En dicho sentido, la retórica presidencial (y por tanto gubernamental) es absoluta y absolutista, inflamatoria, incendiaria y divisoria, diseñada para denigrar lo impropio, con la misma voluntad y fiereza que halaga lo propio. Esta parece ser, en verdad, el principal estandarte ideológico de las nuevas ideas; la maniquea y tristemente retorcida noción que seis millones de salvadoreños pueden dividirse en dos grandes e irreconciliables bandos: los renacidos y los de siempre, los enemigos, los otros. Con esto llegamos al meollo del problema. Nuestro país no necesita más narrativas de pasión/repulsión. De esas hemos tenido suficientemente, en las dictaduras, en la guerra civil y por treinta años con el binomio FMLN/Arena. No necesitamos estrellas pop o de cine hollywoodense, necesitamos estadistas, y un estadista es, por definición, aquel que nos mueve a todos, aunque sea en una pequeña parte de nosotros, aquel que nos une antes de dividir o separar, aquel que saca lo mejor de nosotros, de todos, cediendo y reconociendo antes que humillando o desconociendo.
No todos los que critican al presidente tienen razón, ni todos los que lo defienden se equivocan. Algo de positivo tienen todos los sectores, algo de rescatable poseen todos los discursos. El estadista se esfuerza en encontrar estos pequeños resquicios o ladrillos de razón, y desde ahí construir grandes puentes de entendimiento en favor de una narrativa común, provechosa y diferente. Muchos dirán que esperar un estadista es tan iluso como irrealizable, al menos en nuestro país, y quizás tengan razón. Nadie puede negar que construir hermanando a los opuestos no ha sido el modus operandi histórico del gobernante salvadoreño, desde siempre. Ahora bien, la perspectiva contraria tampoco parece provechosa a mediano o largo plazo.

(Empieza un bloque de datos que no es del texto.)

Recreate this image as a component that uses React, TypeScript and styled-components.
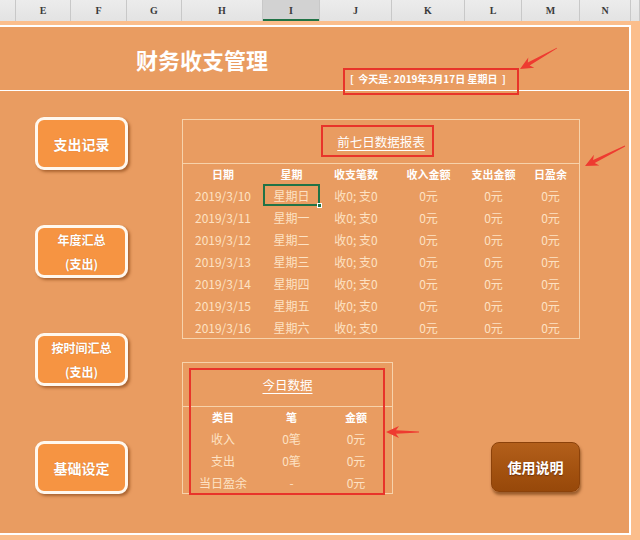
import React from 'react';
import styled, { createGlobalStyle } from 'styled-components';

const Global = createGlobalStyle`
  html, body { margin: 0; padding: 0; }
  body {
    background: #fbbe8c;
    width: 640px;
    height: 540px;
    overflow: hidden;
    font-family: "Noto Sans CJK SC", "Noto Sans", sans-serif;
  }
`;

const Page = styled.div`
  position: relative;
  width: 640px;
  height: 540px;
`;

const ColHeader = styled.div`
  display: grid;
  grid-template-columns: 16px 55px 56px 55px 81px 57px 72px 73px 57px 58px 51px 1fr;
  height: 21px;
  background: linear-gradient(#ececec, #e3e3e3);
`;

const ColCell = styled.div<{ $sel?: boolean }>`
  border-right: 1px solid #c8c8c8;
  display: flex;
  align-items: center;
  justify-content: center;
  font-family: "Liberation Serif", "DejaVu Serif", serif;
  font-size: 10px;
  font-weight: bold;
  color: #3a3a3a;
  background: ${(p) => (p.$sel ? '#d2d2d2' : 'transparent')};
  box-shadow: ${(p) => (p.$sel ? 'inset 0 -2px 0 #217346' : 'none')};
`;

const Sheet = styled.div`
  margin-top: 4px;
  width: 629px;
  height: 506px;
  background: #e99c61;
  border-top: 2px solid #fff;
  border-right: 2px solid #fff;
  border-bottom: 2px solid #fff;
  display: flex;
  flex-direction: column;
`;

const Header = styled.div`
  height: 63px;
  border-bottom: 1px solid #fff;
  display: grid;
  grid-template-columns: 136px 214px auto;
`;

const Title = styled.h1`
  grid-column: 2;
  margin: 17px 0 0;
  font-size: 22px;
  line-height: 30px;
  font-weight: bold;
  color: #fff;
  white-space: nowrap;
`;

const DateText = styled.div`
  grid-column: 3;
  margin-top: 45px;
  font-size: 10px;
  line-height: 14px;
  font-weight: bold;
  color: #fff;
  white-space: pre;
`;

const Body = styled.div`
  flex: 1;
  display: flex;
  padding: 26px 0 0 35px;
`;

const NavColumn = styled.div`
  display: flex;
  flex-direction: column;
  gap: 55px;
  width: 93px;
`;

const NavButton = styled.div<{ $big?: boolean }>`
  height: 53px;
  box-sizing: border-box;
  border: 3px solid #fff8ef;
  border-radius: 9px;
  background: #f69442;
  box-shadow: 2px 2px 3px rgba(120, 55, 10, 0.55);
  display: flex;
  flex-direction: column;
  align-items: center;
  justify-content: center;
  color: #fff;
  font-weight: bold;
  font-size: ${(p) => (p.$big ? '14px' : '12px')};
  line-height: 24px;
  text-shadow: 0 0 1px rgba(150, 70, 10, 0.4);
`;

const Center = styled.div`
  margin-left: 54px;
  padding-top: 2px;
  width: 398px;
  display: flex;
  flex-direction: column;
  gap: 23px;
`;

const Panel = styled.div<{ $w: number }>`
  width: ${(p) => p.$w}px;
  box-sizing: border-box;
  border: 1px solid #f7d2aa;
`;

const PanelTitle = styled.div`
  height: 43px;
  border-bottom: 1px solid #f7d2aa;
  display: flex;
  align-items: center;
  justify-content: center;
  font-size: 12.5px;
  color: #fff;
  text-decoration: underline;
  text-underline-offset: 3px;
`;

const Grid = styled.div<{ $cols: string }>`
  display: grid;
  grid-template-columns: ${(p) => p.$cols};
  grid-template-rows: 20px;
  grid-auto-rows: 22px;
`;

const HeadCell = styled.div`
  display: flex;
  align-items: center;
  justify-content: center;
  font-size: 11px;
  font-weight: bold;
  color: #fff;
`;

const Cell = styled.div<{ $sel?: boolean }>`
  position: relative;
  display: flex;
  align-items: center;
  justify-content: center;
  font-size: 12px;
  color: #fde2c4;
  white-space: nowrap;
  box-shadow: ${(p) => (p.$sel ? 'inset 0 0 0 2px #217346' : 'none')};
  &::after {
    content: '';
    display: ${(p) => (p.$sel ? 'block' : 'none')};
    position: absolute;
    right: -2px;
    bottom: -2px;
    width: 5px;
    height: 5px;
    background: #217346;
    border: 1px solid #fff;
    box-sizing: border-box;
  }
`;

const Row = styled.div`
  display: contents;
`;

const BottomRow = styled.div`
  display: flex;
  justify-content: space-between;
  align-items: flex-end;
`;

const HelpButton = styled.div`
  width: 89px;
  height: 50px;
  margin-bottom: 2px;
  box-sizing: border-box;
  border-radius: 8px;
  border: 1px solid #8c420a;
  background: linear-gradient(#b35f1b, #a2510f 60%, #97480a);
  box-shadow: 1px 3px 3px rgba(90, 40, 0, 0.55);
  display: flex;
  align-items: center;
  justify-content: center;
  color: #fff;
  font-weight: bold;
  font-size: 14px;
  text-shadow: 0 1px 1px rgba(60, 20, 0, 0.5);
`;

const Overlay = styled.svg`
  position: absolute;
  left: 0;
  top: 0;
  pointer-events: none;
`;

const cols = ['', 'E', 'F', 'G', 'H', 'I', 'J', 'K', 'L', 'M', 'N', ''];

const weekRows = [
  ['2019/3/10', '星期日'],
  ['2019/3/11', '星期一'],
  ['2019/3/12', '星期二'],
  ['2019/3/13', '星期三'],
  ['2019/3/14', '星期四'],
  ['2019/3/15', '星期五'],
  ['2019/3/16', '星期六'],
];

const todayRows = [
  ['收入', '0笔', '0元'],
  ['支出', '0笔', '0元'],
  ['当日盈余', '-', '0元'],
];

function arrow(x1: number, y1: number, x2: number, y2: number) {
  const dx = x2 - x1;
  const dy = y2 - y1;
  const L = Math.hypot(dx, dy);
  const ux = dx / L;
  const uy = dy / L;
  const px = -uy;
  const py = ux;
  const headLen = 13;
  const headW = 6;
  const neckW = 1.8;
  const tailW = 0.4;
  const bx = x2 - ux * headLen;
  const by = y2 - uy * headLen;
  const nx = x2 - ux * (headLen - 3);
  const ny = y2 - uy * (headLen - 3);
  const pts = [
    [x1 + px * tailW, y1 + py * tailW],
    [nx + px * neckW, ny + py * neckW],
    [bx + px * headW, by + py * headW],
    [x2, y2],
    [bx - px * headW, by - py * headW],
    [nx - px * neckW, ny - py * neckW],
    [x1 - px * tailW, y1 - py * tailW],
  ];
  return pts.map((p) => p.map((v) => v.toFixed(1)).join(',')).join(' ');
}

export default function App() {
  return (
    <Page>
      <Global />
      <ColHeader>
        {cols.map((c, i) => (
          <ColCell key={i} $sel={c === 'I'}>
            {c}
          </ColCell>
        ))}
      </ColHeader>
      <Sheet>
        <Header>
          <Title>财务收支管理</Title>
          <DateText>{'[  今天是: 2019年3月17日 星期日  ]'}</DateText>
        </Header>
        <Body>
          <NavColumn>
            <NavButton $big>支出记录</NavButton>
            <NavButton>
              <span>年度汇总</span>
              <span>(支出)</span>
            </NavButton>
            <NavButton>
              <span>按时间汇总</span>
              <span>(支出)</span>
            </NavButton>
            <NavButton $big>基础设定</NavButton>
          </NavColumn>
          <Center>
            <Panel $w={398}>
              <PanelTitle>前七日数据报表</PanelTitle>
              <Grid $cols="80px 57px 72px 73px 57px 57px">
                <Row>
                  {['日期', '星期', '收支笔数', '收入金额', '支出金额', '日盈余'].map((h) => (
                    <HeadCell key={h}>{h}</HeadCell>
                  ))}
                </Row>
                {weekRows.map(([d, w], i) => (
                  <Row key={d}>
                    <Cell>{d}</Cell>
                    <Cell $sel={i === 0}>{w}</Cell>
                    <Cell>收0; 支0</Cell>
                    <Cell>0元</Cell>
                    <Cell>0元</Cell>
                    <Cell>0元</Cell>
                  </Row>
                ))}
              </Grid>
            </Panel>
            <BottomRow>
              <Panel $w={211}>
                <PanelTitle>今日数据</PanelTitle>
                <Grid $cols="80px 57px 72px">
                  <Row>
                    {['类目', '笔', '金额'].map((h) => (
                      <HeadCell key={h}>{h}</HeadCell>
                    ))}
                  </Row>
                  {todayRows.map((r) => (
                    <Row key={r[0]}>
                      {r.map((v, j) => (
                        <Cell key={j}>{v}</Cell>
                      ))}
                    </Row>
                  ))}
                </Grid>
              </Panel>
              <HelpButton>使用说明</HelpButton>
            </BottomRow>
          </Center>
        </Body>
      </Sheet>
      <Overlay width={640} height={540} viewBox="0 0 640 540">
        <g fill="none" stroke="#e8342a" strokeWidth={2}>
          <rect x={344} y={69} width={174} height={25} />
          <rect x={322} y={126} width={111} height={30} />
          <rect x={190} y={369} width={194} height={125} />
        </g>
        <g fill="#ee3b30">
          <polygon points={arrow(557, 48, 520, 69)} />
          <polygon points={arrow(625, 146, 585, 166)} />
          <polygon points={arrow(419, 432, 386, 432)} />
        </g>
      </Overlay>
    </Page>
  );
}
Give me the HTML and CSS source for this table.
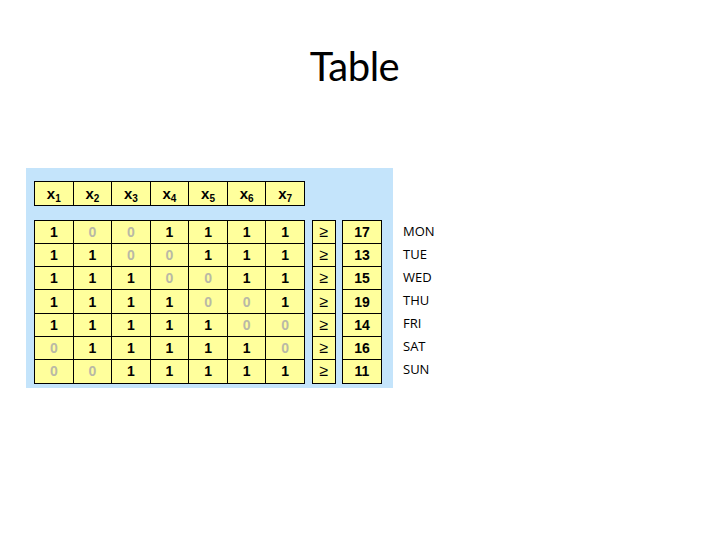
FILE: index.html
```html
<!DOCTYPE html>
<html>
<head>
<meta charset="utf-8">
<link rel="stylesheet" href="styles.css">
</head>
<body>
<h1 class="title">Table</h1>
<div class="stage">
  <div class="panel">
    <table class="grid vars">
      <tr><td>x<sub>1</sub></td><td>x<sub>2</sub></td><td>x<sub>3</sub></td><td>x<sub>4</sub></td><td>x<sub>5</sub></td><td>x<sub>6</sub></td><td>x<sub>7</sub></td></tr>
    </table>
    <div class="body">
      <table class="grid data">
        <tr><td>1</td><td class="z">0</td><td class="z">0</td><td>1</td><td>1</td><td>1</td><td>1</td></tr>
        <tr><td>1</td><td>1</td><td class="z">0</td><td class="z">0</td><td>1</td><td>1</td><td>1</td></tr>
        <tr><td>1</td><td>1</td><td>1</td><td class="z">0</td><td class="z">0</td><td>1</td><td>1</td></tr>
        <tr><td>1</td><td>1</td><td>1</td><td>1</td><td class="z">0</td><td class="z">0</td><td>1</td></tr>
        <tr><td>1</td><td>1</td><td>1</td><td>1</td><td>1</td><td class="z">0</td><td class="z">0</td></tr>
        <tr><td class="z">0</td><td>1</td><td>1</td><td>1</td><td>1</td><td>1</td><td class="z">0</td></tr>
        <tr><td class="z">0</td><td class="z">0</td><td>1</td><td>1</td><td>1</td><td>1</td><td>1</td></tr>
      </table>
      <table class="grid ge">
        <tr><td>&ge;</td></tr><tr><td>&ge;</td></tr><tr><td>&ge;</td></tr><tr><td>&ge;</td></tr><tr><td>&ge;</td></tr><tr><td>&ge;</td></tr><tr><td>&ge;</td></tr>
      </table>
      <table class="grid rhs">
        <tr><td>17</td></tr><tr><td>13</td></tr><tr><td>15</td></tr><tr><td>19</td></tr><tr><td>14</td></tr><tr><td>16</td></tr><tr><td>11</td></tr>
      </table>
    </div>
  </div>
  <ul class="days">
    <li>MON</li><li>TUE</li><li>WED</li><li>THU</li><li>FRI</li><li>SAT</li><li>SUN</li>
  </ul>
</div>
</body>
</html>
```
FILE: styles.css
```css
html, body {
  margin: 0;
  padding: 0;
  background: #ffffff;
  width: 720px;
  height: 540px;
  overflow: hidden;
}
.title {
  margin: 0;
  padding: 42px 11px 0 0;
  height: 64px;
  text-align: center;
  font-family: "Lato", "Open Sans", sans-serif;
  font-weight: normal;
  font-size: 40px;
  line-height: 48px;
  letter-spacing: -0.5px;
  color: #000;
}
.stage {
  display: flex;
  align-items: flex-start;
  margin-top: 62px;
  margin-left: 26px;
}
.panel {
  background: #c4e4fb;
  width: 359px;
  height: 207px;
  padding: 13px 0 0 8px;
}
.grid {
  border-collapse: collapse;
  table-layout: fixed;
  background: #ffff9c;
  font-family: "Liberation Sans", Arial, sans-serif;
  font-weight: bold;
  font-size: 14px;
  color: #000;
}
.grid td {
  border: 1.5px solid #000;
  text-align: center;
  padding: 0;
  height: 22.3px;
}
.vars {
  width: 271px;
}
.vars td {
  font-size: 15px;
  height: 22.5px;
}
.vars sub {
  font-size: 10px;
  vertical-align: -3px;
  line-height: 0;
}
.body {
  display: flex;
  align-items: flex-start;
  margin-top: 14px;
}
.data {
  width: 271px;
}
.z {
  color: #b9b9a6;
}
.ge {
  width: 24px;
  margin-left: 7px;
  font-weight: normal;
  font-size: 16px;
}
.rhs {
  width: 40px;
  margin-left: 6px;
}
.days {
  list-style: none;
  margin: 52px 0 0 10px;
  padding: 0;
  font-family: "Open Sans", sans-serif;
  font-size: 13px;
  line-height: 23px;
  color: #000;
}
```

¿Por cuánto tiempo podrá un país mantenerse amando u odiando a una misma persona, en lugar de un proyecto construido por todos? ¿Cuánto tiempo más podrán convencer a millones de personas que toda la culpa es, fue, y será de los otros? ¿Es este un plan sostenible en el tiempo? ¿Por cuánto tiempo? Más importante que todo lo anterior es la siguiente pregunta: ¿qué país encontraremos luego de cinco, diez o más años con esta fratricida retórica?
*Oswaldo Feusier, docente del Departamento de Ciencias Jurídicas.